Columbus, Georgia
Site Design
2019 - 2023
 
Highside Market
2024 Award of Honor in Design
ASLA Alabama Chapter
Highside Market is an urban infill and adaptive reuse development located at the crossroads of 13th Street and 2nd Avenue in Columbus, Georgia. Highside includes over 55,000 square feet of retail, dining, office, and unique gathering space across a 1.8 acre site and serves as the epicenter for community and meaningful culinary, aesthetic, cultural, and relational experiences.
This half city block was once used as an automobile dealership, repair shop, bank, and parking lot. Rather than starting with an empty slate, this project attempted to work with the immense embodied energies and rich layers of local histories that have already been invested in this location. Building 211, Highside’s flagship structure, was built in 1939 and previously operated as the premier auto dealership in Columbus for 55 years. This space has been transformed into an open market that hums with activity of people eating, shopping, mingling, working, and connecting. Building 201 was built in 1959 as a bank but takes on a new life with a ground floor restaurant, basement bar, and second floor art gallery space. A new structure, Building 207, was added amidst this historic fabric to increase density within the precinct. Building 213, formerly an automotive repair shop, was strategically deconstructed to become a large-scale shade pavilion and exterior event space. All these interior interventions, within both new and old structures, were carefully designed to extend into the landscape. A fleet of tables, chairs, benches, and stools populate the precinct, offering a wide variety of microclimates to maximize comfort throughout the seasons.
Not only does the project assertively reuse existing structures, it also reuses existing materials harvested from the precinct. As an example, thick steel trench grates from the automotive building were reappropriated as exterior benches. The structures and materials of Highside Market tell of many histories of the site, and the design team strives to create an inclusive environment where a new collection of diverse stories can be added in the future.
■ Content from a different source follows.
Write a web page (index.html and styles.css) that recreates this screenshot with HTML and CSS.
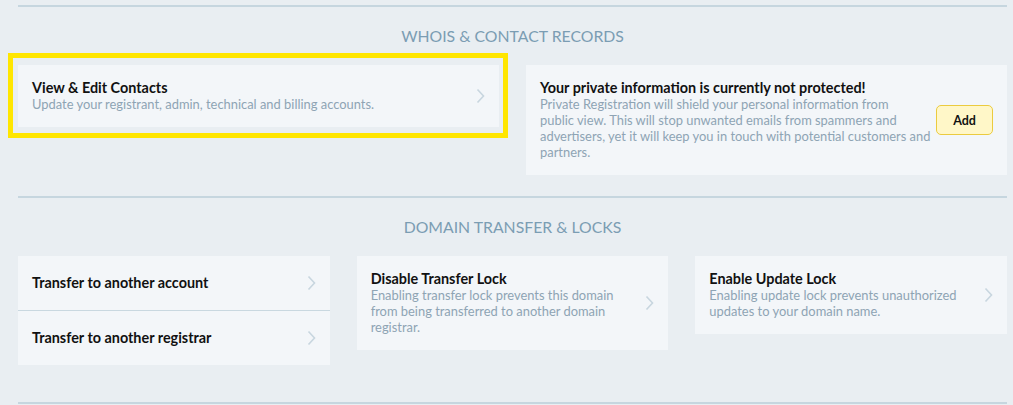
FILE: index.html
```html
<!DOCTYPE html>
<html>
<head>
<meta charset="utf-8">
<link rel="stylesheet" href="styles.css">
</head>
<body>
<div class="page">
  <section class="section">
    <h2 class="section-title">WHOIS &amp; CONTACT RECORDS</h2>
    <div class="grid grid-2">
      <div class="highlight-wrap">
        <div class="highlight"></div>
        <a class="card card-link">
          <div class="card-text">
            <div class="card-title">View &amp; Edit Contacts</div>
            <div class="card-desc">Update your registrant, admin, technical and billing accounts.</div>
          </div>
          <svg class="chev" width="9" height="16" viewBox="0 0 9 16"><path d="M1.5 1.5 L7.5 8 L1.5 14.5" fill="none" stroke="#c8d6df" stroke-width="1.6"/></svg>
        </a>
      </div>
      <div class="card card-notice">
        <div class="card-text">
          <div class="card-title">Your private information is currently not protected!</div>
          <div class="card-desc">Private Registration will shield your personal information from<br>public view. This will stop unwanted emails from spammers and<br>advertisers, yet it will keep you in touch with potential customers and<br>partners.</div>
        </div>
        <button class="btn-add">Add</button>
      </div>
    </div>
  </section>
  <section class="section section-last">
    <h2 class="section-title">DOMAIN TRANSFER &amp; LOCKS</h2>
    <div class="grid grid-3">
      <div class="card card-list">
        <a class="list-row">
          <span class="card-title">Transfer to another account</span>
          <svg class="chev" width="9" height="16" viewBox="0 0 9 16"><path d="M1.5 1.5 L7.5 8 L1.5 14.5" fill="none" stroke="#c8d6df" stroke-width="1.6"/></svg>
        </a>
        <a class="list-row">
          <span class="card-title">Transfer to another registrar</span>
          <svg class="chev" width="9" height="16" viewBox="0 0 9 16"><path d="M1.5 1.5 L7.5 8 L1.5 14.5" fill="none" stroke="#c8d6df" stroke-width="1.6"/></svg>
        </a>
      </div>
      <a class="card card-link">
        <div class="card-text">
          <div class="card-title">Disable Transfer Lock</div>
          <div class="card-desc">Enabling transfer lock prevents this domain from being transferred to another domain registrar.</div>
        </div>
        <svg class="chev" width="9" height="16" viewBox="0 0 9 16"><path d="M1.5 1.5 L7.5 8 L1.5 14.5" fill="none" stroke="#c8d6df" stroke-width="1.6"/></svg>
      </a>
      <a class="card card-link">
        <div class="card-text">
          <div class="card-title">Enable Update Lock</div>
          <div class="card-desc">Enabling update lock prevents unauthorized updates to your domain name.</div>
        </div>
        <svg class="chev" width="9" height="16" viewBox="0 0 9 16"><path d="M1.5 1.5 L7.5 8 L1.5 14.5" fill="none" stroke="#c8d6df" stroke-width="1.6"/></svg>
      </a>
    </div>
  </section>
  <div class="divider"></div>
</div>
</body>
</html>
```

FILE: styles.css
```css
* { box-sizing: border-box; }
html, body { margin: 0; padding: 0; }
body {
  background: #e9eef2;
  font-family: Lato, "Open Sans", Arial, sans-serif;
  font-size: 13px;
  line-height: 16px;
  color: #111;
}
.page {
  padding: 5px 6px 0 18px;
}
.section {
  border-top: 2px solid #c6d6df;
  padding-bottom: 21px;
}
.section-last {
  padding-bottom: 37px;
}
.divider {
  border-top: 2px solid #c6d6df;
}
.section-title {
  margin: 0;
  padding: 19px 0;
  font-size: 15.8px;
  line-height: 20px;
  font-weight: 400;
  text-align: center;
  color: #7b9db3;
}
.grid {
  display: grid;
  gap: 27px;
  align-items: start;
}
.grid-2 { grid-template-columns: 1fr 1fr; }
.grid-3 { grid-template-columns: 1fr 1fr 1fr; }
.card {
  background: #f3f6f9;
  display: flex;
  align-items: center;
}
.card-link {
  padding: 15px 14px;
  gap: 12px;
}
.card-text { flex: 1; min-width: 0; }
.card-title {
  font-weight: 700;
  color: #111;
  font-size: 14.4px;
  line-height: 16px;
}
.card-desc {
  color: #8ea4b4;
  font-size: 12.9px;
  line-height: 16px;
}
.chev { flex: none; display: block; }
.highlight-wrap {
  position: relative;
}
.highlight-wrap .card { position: relative; }
.highlight {
  position: absolute;
  left: -10px;
  top: -12px;
  right: -9px;
  bottom: -11px;
  border: 5px solid #ffe600;
}
.card-notice {
  padding: 15px 14px;
  gap: 0;
}
.card-notice .card-desc { white-space: nowrap; }
.btn-add {
  flex: none;
  width: 57px;
  height: 30px;
  background: #fff7c8;
  border: 1.5px solid #ebcb3f;
  border-radius: 5px;
  font-family: inherit;
  font-size: 12.5px;
  font-weight: 700;
  color: #111;
  padding: 0;
}
.card-list {
  flex-direction: column;
  align-items: stretch;
}
.list-row {
  display: flex;
  align-items: center;
  justify-content: space-between;
  height: 54px;
  padding: 0 14px;
}
.list-row + .list-row {
  border-top: 1px solid #c9d8e0;
  height: 55px;
}
```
Grounded in the eccentric culture of the Deep South, the design revels in the Southern spirit of craft, thrift, and resourcefulness. Simple materials, such as concrete, gravel, and block, were employed in unexpected ways. Humble concrete paving is scored and raked to provide a distinct and human-scaled texture to the ground. The diagonal pattern of industrial safety stripes becomes a common language throughout the precinct that ties together a variety of materials and spaces. Each material is intended to add a new layer of texture and patina to the rich tapestry of the site while carefully creating a space that is unifying, flexible, accessible, and welcoming.